Soilless cultivation avoids soil degradation and heavy metal pollution, while circulation water systems reduce non-point source pollution, and enclosed environments eliminate pesticide drift. For example, 100 container farms can reduce fertilizer use by 20 tons and pesticide use by 500 kg annually, equivalent to protecting 500 mu of farmland ecology. Meanwhile, the low heat generation of LED lights reduces ventilation and cooling needs in traditional greenhouses, lowering carbon emissions by over 30% and supporting the "double carbon" goal.
Integrated Solar-Plant Factory Systems: Solar panels installed on container roofs enable "light-electricity-plant" cycles, as seen in Panasonic's cases where solar power accounts for 40% of supply. During the day, solar panels power lights and control systems; at night, stored electricity maintains operations, forming a self-sufficient energy system.
AI-Driven Intelligent Decision-Making: Introducing machine learning algorithms to automatically adjust environmental parameters based on crop growth stages, Dutch company Priva has achieved AI-driven dynamic light recipe management.

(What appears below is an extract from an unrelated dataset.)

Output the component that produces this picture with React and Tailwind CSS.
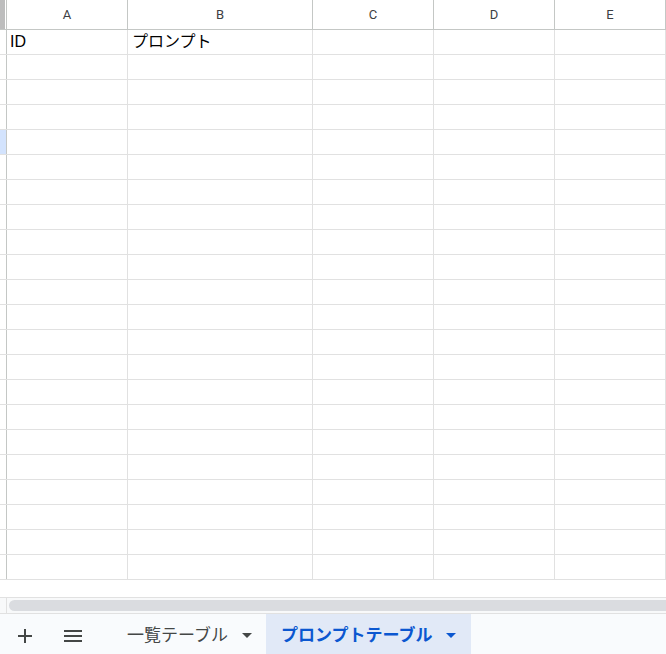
import React from 'react'

const COLS = [
  { key: 'A', w: 'w-[121px]' },
  { key: 'B', w: 'w-[185px]' },
  { key: 'C', w: 'w-[121px]' },
  { key: 'D', w: 'w-[121px]' },
  { key: 'E', w: 'flex-1' },
]

const ROWS = Array.from({ length: 22 }, (_, i) => i)

const Caret = ({ className }) => (
  <svg width="10" height="5" viewBox="0 0 10 5" className={className}>
    <path d="M0 0h10L5 5z" fill="currentColor" />
  </svg>
)

export default function App() {
  return (
    <div className="w-[666px] h-[654px] overflow-hidden bg-white flex flex-col font-['Roboto','Liberation_Sans','Noto_Sans_CJK_JP',sans-serif]">
      {/* column headers */}
      <div className="flex h-[30px] border-b border-[#c4c7c5] flex-shrink-0">
        <div className="w-[7px] border-r border-[#c4c7c5] bg-white flex">
          <div className="w-[5px] h-full bg-[#bdbdbd]" />
        </div>
        {COLS.map(({ key, w }) => (
          <div
            key={key}
            className={`${w} border-r border-[#c4c7c5] flex items-center justify-center text-[13px] text-[#3c4043]`}
          >
            {key}
          </div>
        ))}
      </div>

      {/* grid */}
      <div className="flex-1 overflow-hidden">
        {ROWS.map((r) => (
          <div key={r} className="flex h-[25px] border-b border-[#e1e1e1]">
            <div
              className={`w-[7px] border-r border-[#c4c7c5] ${r === 4 ? 'bg-[#d3e3fd]' : 'bg-white'}`}
            />
            {COLS.map(({ key, w }) => (
              <div
                key={key}
                className={`${w} border-r border-[#e1e1e1] flex items-end pl-[3px] pb-[2px] text-[16px] text-black leading-[20px] font-['Liberation_Sans','Noto_Sans_CJK_JP',sans-serif]`}
              >
                {r === 0 && key === 'A' && 'ID'}
                {r === 0 && key === 'B' && <span className="pl-[1px]">プロンプト</span>}
              </div>
            ))}
          </div>
        ))}
      </div>

      {/* horizontal scrollbar */}
      <div className="h-[16px] flex-shrink-0 flex border-t border-[#e1e1e1] bg-[#f8f9fa]">
        <div className="w-[7px] border-r border-[#e1e1e1]" />
        <div className="flex-1 pl-[2px] pt-[2px]">
          <div className="h-[11px] rounded-l-full bg-[#dadce0]" />
        </div>
      </div>

      {/* sheet tabs */}
      <div className="h-[41px] flex-shrink-0 flex items-stretch bg-[#f9fbfd] border-t border-[#e1e1e1] text-[17px]">
        <div className="w-[50px] flex items-center justify-center text-[#444746] pt-[3px]">
          <svg width="14" height="14" viewBox="0 0 14 14">
            <path d="M7 0v14M0 7h14" stroke="currentColor" strokeWidth="2" />
          </svg>
        </div>
        <div className="w-[46px] flex items-center justify-center text-[#444746] pt-[3px]">
          <svg width="18" height="12" viewBox="0 0 18 12">
            <path d="M0 1h18M0 6h18M0 11h18" stroke="currentColor" strokeWidth="2" />
          </svg>
        </div>
        <div className="flex items-center pl-[31px] pr-[14px] pt-[3px] text-[#444746] gap-[14px]">
          <span>一覧テーブル</span>
          <Caret />
        </div>
        <div className="flex items-center bg-[#e1e9f7] pl-[15px] pr-[15px] pt-[3px] gap-[14px] text-[#0b57d0] font-bold">
          <span>プロンプトテーブル</span>
          <Caret />
        </div>
      </div>
    </div>
  )
}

By analyzing historical data, the system can predict the growth trends of different varieties in specific environments and issue early warnings 72 hours in advance for potential pest risks, reducing losses to below 5%.
Vertical Agricultural Ecosystems: Future plant factories may integrate with aquaculture and edible fungus cultivation to form composite systems like "aquaponics" and "mushroom-vegetable symbiosis." For example, treated fish farming wastewater can supply nutrients to vegetables, while oxygen produced by vegetable photosynthesis supports fish, achieving material recycling and improving resource utilization.
As a pioneer in plant factories, Japan has achieved large-scale production of lettuce and strawberries. Enterprises like Panasonic and Mitsubishi are promoting commercialization of container farms, with some projects achieving single-container annual revenues exceeding $100,000. The Netherlands leads in glass greenhouses combined with LED supplementary lighting, with companies like Priva and Signify dominating intelligent environmental control markets—their dynamic light recipe technologies can increase tomato yields by 40%. China has rapidly followed in recent years, with enterprises like Auma and Jixing building over 200 plant factories. Industrialization requires dual-driven policy support and technological innovation—governments can reduce initial costs through R&D subsidies and demonstration parks, while universities and enterprises can collaborate to establish talent training bases to address technical talent bottlenecks.
Plant factories, using containers as carriers and integrating soilless cultivation, intelligent control, and LED lighting as core technologies, have built an agricultural production system free from natural climate constraints. They are not only innovative solutions for urban food supply but also important milestones in agricultural modernization. In an era of increasing climate change and scarce arable land, this technology-ecology-integrated production model turns every inch of space into a fertile "farmland," delivering fresh and safe agricultural products across geographical boundaries to consumers' tables. With technological iteration and industrial upgrading, plant factories will eventually reshape how humans obtain food, making "harvests beyond traditional farmland" a sustainable reality and contributing Chinese wisdom to global food security and agricultural sustainability.